▶ [To do]:
Leave out the pictures and retype only the lines from the opening line to the line that holds "ChevronDown, ChevronLeft, X", both ends included.

:::

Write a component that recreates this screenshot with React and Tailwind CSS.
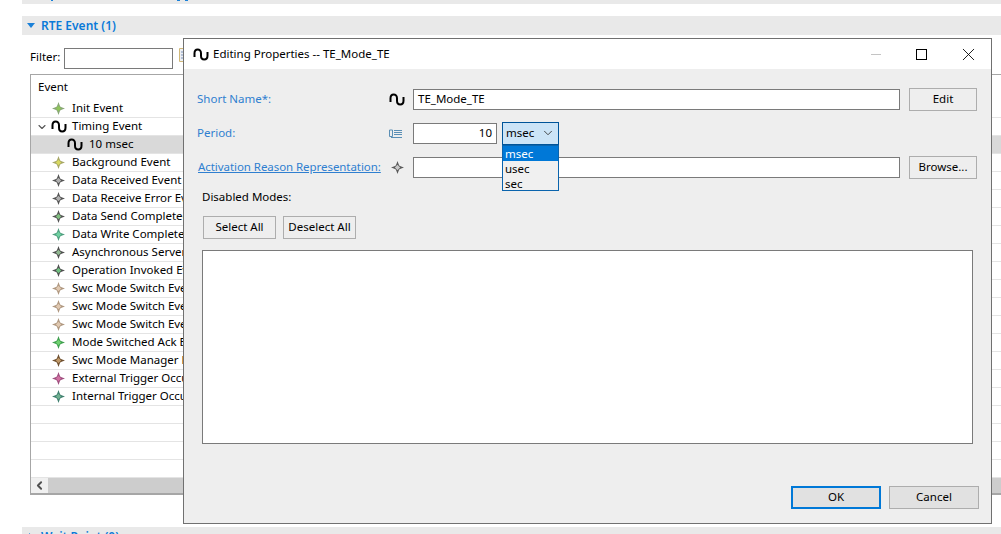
import { ChevronDown, ChevronLeft, X } from 'lucide-react'

// Filas de la tabla de eventos, con el color del centro de cada rombo
const EVENTS = [
  { label: 'Init Event', fill: '#8fc45a', edge: '#8aa878' },
  { label: 'Timing Event', wave: true, open: true },
  { label: '10 msec', wave: true, child: true, selected: true },
  { label: 'Background Event', fill: '#d8d860', edge: '#a8a868' },
  { label: 'Data Received Event', fill: '#b0b0b0', edge: '#555555' },
  { label: 'Data Receive Error Event', fill: '#b0b0b0', edge: '#555555' },
  { label: 'Data Send Completed Event', fill: '#80c080', edge: '#555555' },
  { label: 'Data Write Completed Event', fill: '#70d0a0', edge: '#50a080' },
  { label: 'Asynchronous Server Call', fill: '#90b890', edge: '#505050' },
  { label: 'Operation Invoked Event', fill: '#70c080', edge: '#505050' },
  { label: 'Swc Mode Switch Event', fill: '#e0c8b0', edge: '#b09880' },
  { label: 'Swc Mode Switch Event', fill: '#e0c8b0', edge: '#b09880' },
  { label: 'Swc Mode Switch Event', fill: '#e0c8b0', edge: '#b09880' },
  { label: 'Mode Switched Ack Event', fill: '#70d070', edge: '#40a050' },
  { label: 'Swc Mode Manager Error', fill: '#c09868', edge: '#705030' },
  { label: 'External Trigger Occurred', fill: '#d070a0', edge: '#a05080' },
  { label: 'Internal Trigger Occurred', fill: '#70b090', edge: '#408070' },
  {},
  {},
  {},
  {},
]

const WaveIcon = () => (
  <svg viewBox="0 0 16 13" className="w-4 h-[13px] shrink-0" fill="none" stroke="#000" strokeWidth="2">
    <path d="M1.5 9V5.2C1.5 3 3 1.5 4.7 1.5S8 3 8 5.2v2.6c0 2.2 1.4 3.7 3.2 3.7s3.3-1.5 3.3-3.7V4" />
  </svg>
)

const DiamondIcon = ({ fill = '#b0b0b0', edge = '#555555' }) => (
  <svg viewBox="0 0 13 13" className="w-[13px] h-[13px] shrink-0">
    <path d="M6.5 0 L8.2 4.8 L13 6.5 L8.2 8.2 L6.5 13 L4.8 8.2 L0 6.5 L4.8 4.8 Z" fill={edge} />
    <rect x="3.9" y="3.9" width="5.2" height="5.2" transform="rotate(45 6.5 6.5)" fill={edge} />
    <rect x="4.6" y="4.6" width="3.8" height="3.8" transform="rotate(45 6.5 6.5)" fill={fill} />
  </svg>
)

const PropertyIcon = () => (
  <svg viewBox="0 0 13 9" className="w-[13px] h-[9px] shrink-0" fill="none" stroke="#5b8fb5" strokeWidth="1">
    <path d="M0.5 1V7.5H3.5V1ZM5 1.5H13M5 3.5H13M5 5.5H13M2 8.5H13" />
  </svg>
)

const Button = ({ children, className = '' }) => (
  <div className={`h-[23px] pb-px flex items-center justify-center border border-[#adadad] bg-[#eeeeee] text-black ${className}`}>
    {children}
  </div>
)

const SectionBar = ({ open, title, className = '' }) => (
  <div className={`ml-[22px] bg-[#e9e9e9] flex items-center gap-[6px] pl-[5px] text-[12px] text-[#0a7ad8] font-semibold ${className}`}>
    <span className={open
      ? 'w-0 h-0 border-x-[4px] border-x-transparent border-t-[5px] border-t-[#1a80d8]'
      : 'ml-[2px] mr-px w-0 h-0 border-y-[4px] border-y-transparent border-l-[5px] border-l-[#1a80d8]'} />
    {title}
  </div>
)

const EventRow = ({ label, fill, edge, wave, open, child, selected }) => (
  <div className={`h-[18px] flex items-center border-b border-[#e4e4e4] whitespace-nowrap ${selected ? 'bg-[#d9d9d9]' : ''}`}>
    {label && (wave ? (
      <div className={`flex items-center ${child ? 'pl-[36px] gap-[6px]' : 'pl-[5px] gap-[5px]'}`}>
        {open && <ChevronDown size={12} strokeWidth={2.2} className="text-[#555555] shrink-0 mr-[-2px]" />}
        <WaveIcon />
        <span className="pb-px">{label}</span>
      </div>
    ) : (
      <div className="flex items-center pl-[21px] gap-[7px]">
        <DiamondIcon fill={fill} edge={edge} />
        <span className="pb-px">{label}</span>
      </div>
    ))}
  </div>
)

const App = () => {
  return (
    <div className="relative w-[1001px] h-[534px] overflow-hidden bg-white text-[11.5px] text-black font-['Noto_Sans','Liberation_Sans',sans-serif]">
      {/* Seccion anterior cortada por arriba: solo asoman los rabos del texto */}
      <div className="ml-[22px] h-[4px] bg-[#e9e9e9] flex items-start">
        <span className="ml-[29px] w-[2px] h-px bg-[#1a80d8]" />
        <span className="ml-[124px] w-[3px] h-px bg-[#1a80d8]" />
        <span className="ml-[5px] w-[3px] h-px bg-[#1a80d8]" />
      </div>

      <SectionBar open title="RTE Event (1)" className="mt-[12px] h-[19px]" />

      {/* Filtro */}
      <div className="flex items-center ml-[30px] mt-[13px] h-[21px]">
        <span className="w-[34px] pb-[4px]">Filter:</span>
        <div className="w-[109px] h-[21px] bg-white border border-[#7a7a7a]" />
        <svg viewBox="0 0 14 14" className="w-[14px] h-[14px] ml-[6px] mb-[7px] shrink-0" fill="#eef0f4" stroke="#d0b878">
          <path d="M0.5 0.5H13.5V13.5H0.5Z" />
          <path d="M2 4H12M2 7H12M2 10H12" stroke="#7d93b8" />
        </svg>
      </div>

      {/* Tabla de eventos */}
      <div className="ml-[30px] mt-[5px] w-[1000px] h-[421px] border-2 border-[#a6a6a6] border-r-0 border-t-[1px] border-l-[1px] flex flex-col">
        <div className="h-[25px] pl-[7px] pb-[2px] flex items-center">Event</div>
        {EVENTS.map((ev, i) => (
          <EventRow key={i} {...ev} />
        ))}
        <div className="mt-auto h-[15px] flex bg-[#cdcdcd]">
          <div className="w-[17px] bg-[#f0f0f0] flex items-center justify-center">
            <ChevronLeft size={13} strokeWidth={3.5} className="text-[#505050]" />
          </div>
        </div>
      </div>

      <SectionBar title="Wait Point (0)" className="mt-[32px] h-[19px]" />

      {/* Dialogo de propiedades */}
      <div className="absolute left-[183px] top-[38px] w-[809px] h-[486px] border border-[#707070] bg-[#eeeeee] flex flex-col">
        <div className="h-[30px] bg-white flex items-center pl-[9px] gap-[4px]">
          <WaveIcon />
          <span>Editing Properties -- TE_Mode_TE</span>
          <div className="ml-auto flex items-center">
            <span className="w-[10px] h-px bg-[#c4c4c4] mr-[35px]" />
            <span className="w-[11px] h-[11px] border-[1.5px] border-black mr-[31px]" />
            <X size={21} strokeWidth={1} className="text-black mr-[12px]" />
          </div>
        </div>

        <div className="flex-1 flex flex-col pl-[13px] pt-[19px]">
          <div className="flex items-center h-[23px]">
            <span className="w-[192px] pb-px text-[#2f7fd0]">Short Name*:</span>
            <div className="w-[24px]"><WaveIcon /></div>
            <div className="w-[487px] h-[21px] pb-px bg-white border border-[#7a7a7a] flex items-center pl-[4px]">TE_Mode_TE</div>
            <Button className="ml-[9px] w-[68px]">Edit</Button>
          </div>

          <div className="flex items-center h-[23px] mt-[11px]">
            <span className="w-[192px] pb-px text-[#2f7fd0]">Period:</span>
            <div className="w-[24px]"><PropertyIcon /></div>
            <div className="w-[84px] h-[21px] pb-px bg-white border border-[#7a7a7a] flex items-center justify-end pr-[4px]">10</div>
            <div className="relative ml-[5px]">
              <div className="w-[57px] h-[23px] pb-px bg-[#cce4f7] border border-[#005499] flex items-center justify-between pl-[3px] pr-[3px]">
                msec
                <ChevronDown size={14} strokeWidth={1.5} className="text-[#333333]" />
              </div>
              <div className="absolute left-0 top-[23px] z-10 w-[57px] h-[46px] bg-[#f0f0f0] border border-[#0a64ad] leading-[15px]">
                <div className="h-[15px] bg-[#0078d7] text-white pl-[2px]">msec</div>
                <div className="h-[15px] pl-[2px]">usec</div>
                <div className="h-[15px] pl-[2px]">sec</div>
              </div>
            </div>
          </div>

          <div className="flex items-center h-[23px] mt-[11px]">
            <span className="w-[192px] pl-px pb-px text-[#2f7fd0] underline whitespace-nowrap tracking-[-0.06px]">Activation Reason Representation:</span>
            <div className="w-[24px] pl-[2px]"><DiamondIcon fill="#c8c8c8" edge="#5a5a5a" /></div>
            <div className="w-[487px] h-[21px] bg-white border border-[#7a7a7a]" />
            <Button className="ml-[9px] w-[68px]">Browse...</Button>
          </div>

          <div className="ml-[5px] mt-[8px] h-[20px] flex items-center">Disabled Modes:</div>

          <div className="flex ml-[6px] mt-[9px] gap-[7px]">
            <Button className="w-[73px]">Select All</Button>
            <Button className="w-[73px]">Deselect All</Button>
          </div>

          <div className="ml-[5px] mt-[11px] w-[771px] h-[194px] bg-white border border-[#7a7a7a]" />

          <div className="flex ml-[594px] mt-[42px] gap-[8px]">
            <div className="w-[90px] h-[23px] pb-px flex items-center justify-center bg-[#e1e1e1] border-2 border-[#0078d7]">OK</div>
            <div className="w-[90px] h-[23px] pb-px flex items-center justify-center bg-[#e1e1e1] border border-[#adadad]">Cancel</div>
          </div>
        </div>
      </div>
    </div>
  )
}

export default App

:::

▶ [Task result]:
Write a component that recreates this screenshot with React and Tailwind CSS.
import { ChevronDown, ChevronLeft, X } from 'lucide-react'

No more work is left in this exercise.